*** DATA

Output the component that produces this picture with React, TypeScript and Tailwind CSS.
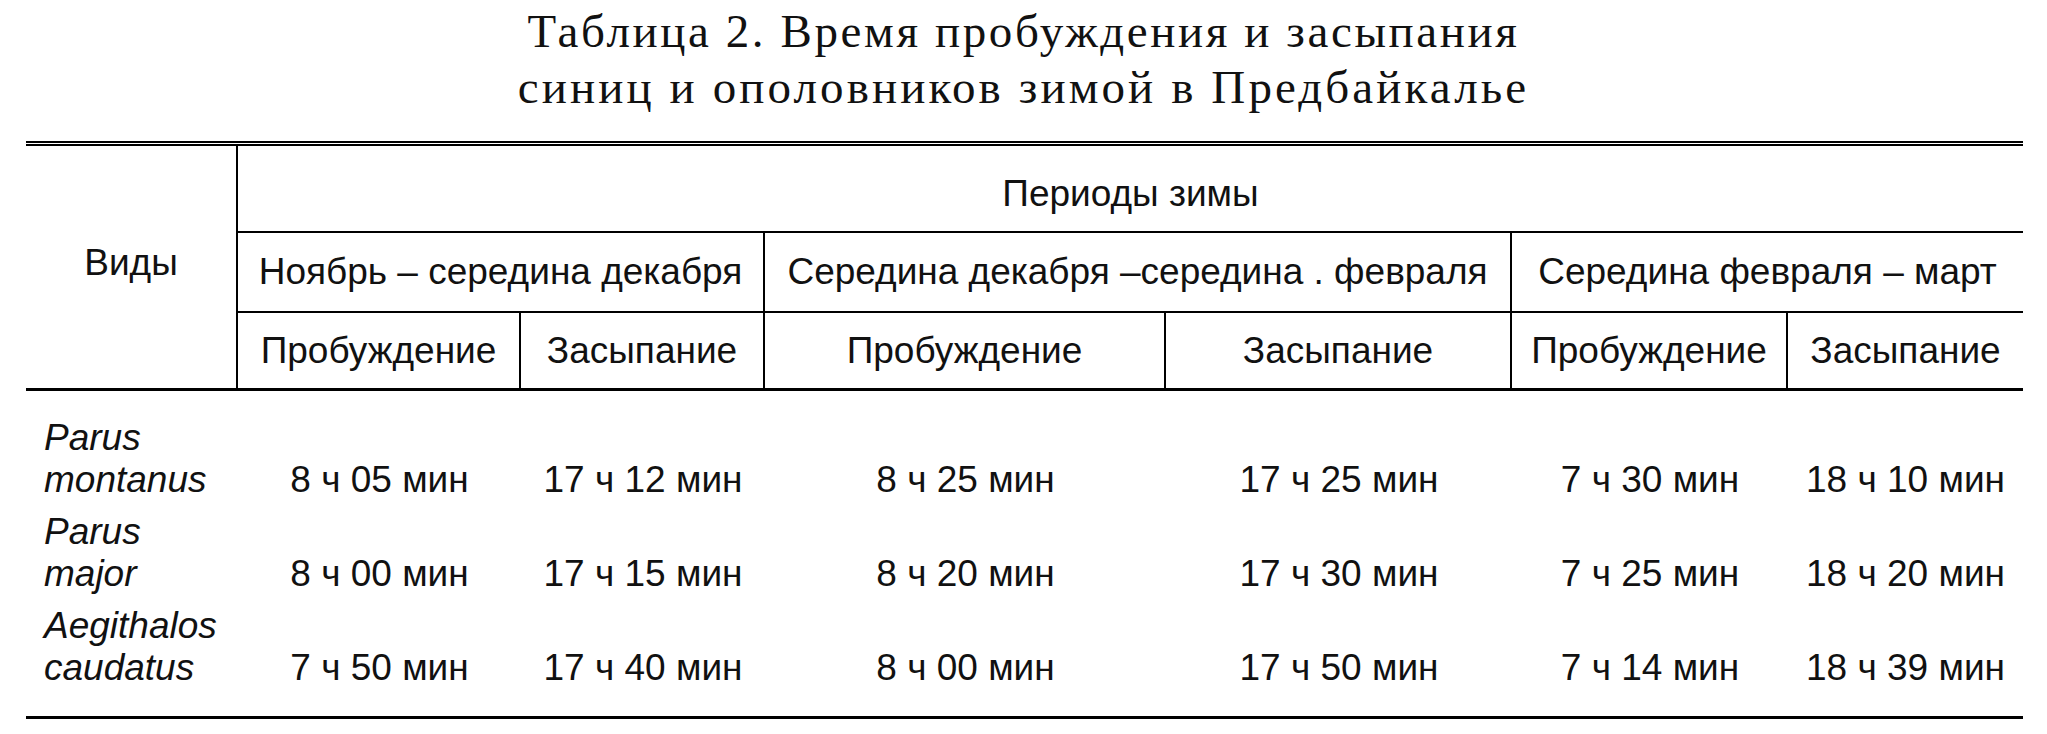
import React from "react";

const rows = [
  { a: "Parus", b: "montanus", v: ["8 ч 05 мин", "17 ч 12 мин", "8 ч 25 мин", "17 ч 25 мин", "7 ч 30 мин", "18 ч 10 мин"] },
  { a: "Parus", b: "major", v: ["8 ч 00 мин", "17 ч 15 мин", "8 ч 20 мин", "17 ч 30 мин", "7 ч 25 мин", "18 ч 20 мин"] },
  { a: "Aegithalos", b: "caudatus", v: ["7 ч 50 мин", "17 ч 40 мин", "8 ч 00 мин", "17 ч 50 мин", "7 ч 14 мин", "18 ч 39 мин"] },
];

const cols = "grid grid-cols-[212px_283px_244px_401px_346px_276px_235px]";

export default function App() {
  return (
    <div className="w-[2047px] h-[734px] bg-white text-black overflow-hidden">
      <div className="pt-[3px] text-center font-['Liberation_Serif',serif] text-[47px] leading-[56px] text-[#111]">
        <div className="tracking-[2.6px]">Таблица 2. Время пробуждения и засыпания</div>
        <div className="tracking-[3.1px]">синиц и ополовников зимой в Предбайкалье</div>
      </div>

      <div className="ml-[26px] w-[1997px] mt-[26px] font-['Liberation_Sans',Arial,sans-serif] text-[37px] leading-[42px] text-[#111]">
        <div className="h-[5px] border-t-2 border-b-2 border-black" />

        <div className="border-b-[3px] border-black">
          <div className={`${cols} grid-rows-[87px_80px_75px]`}>
            <div className="row-span-3 border-r-2 border-black flex items-center justify-center pb-[8px]">
              Виды
            </div>
            <div className="col-span-6 border-b-2 border-black flex items-center justify-center pt-[10px]">
              Периоды зимы
            </div>

            <div className="col-span-2 border-b-2 border-r-2 border-black flex items-center justify-center whitespace-nowrap">
              Ноябрь – середина декабря
            </div>
            <div className="col-span-2 border-b-2 border-r-2 border-black flex items-center justify-center whitespace-nowrap">
              Середина декабря –середина . февраля
            </div>
            <div className="col-span-2 border-b-2 border-black flex items-center justify-center whitespace-nowrap">
              Середина февраля – март
            </div>

            <div className="border-r-2 border-black flex items-center justify-center">Пробуждение</div>
            <div className="border-r-2 border-black flex items-center justify-center">Засыпание</div>
            <div className="border-r-2 border-black flex items-center justify-center">Пробуждение</div>
            <div className="border-r-2 border-black flex items-center justify-center">Засыпание</div>
            <div className="border-r-2 border-black flex items-center justify-center">Пробуждение</div>
            <div className="flex items-center justify-center">Засыпание</div>
          </div>
        </div>

        <div className={`${cols} pt-[21px] pb-[22px] border-b-[3px] border-black`}>
          {rows.map((r, i) => (
            <React.Fragment key={i}>
              <div className="pl-[18px] py-[5px] italic">
                <div>{r.a}</div>
                <div>{r.b}</div>
              </div>
              {r.v.map((t, j) => (
                <div key={j} className="py-[5px] flex items-end justify-center whitespace-nowrap">
                  {t}
                </div>
              ))}
            </React.Fragment>
          ))}
        </div>
      </div>
    </div>
  );
}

******

### PROBLEM
Restate exactly, please, only the lines between the start of the data and the line containing "import React from", both ends included, skipping the pictures.

### WRITTEN SOLUTION
Output the component that produces this picture with React, TypeScript and Tailwind CSS.
import React from "react";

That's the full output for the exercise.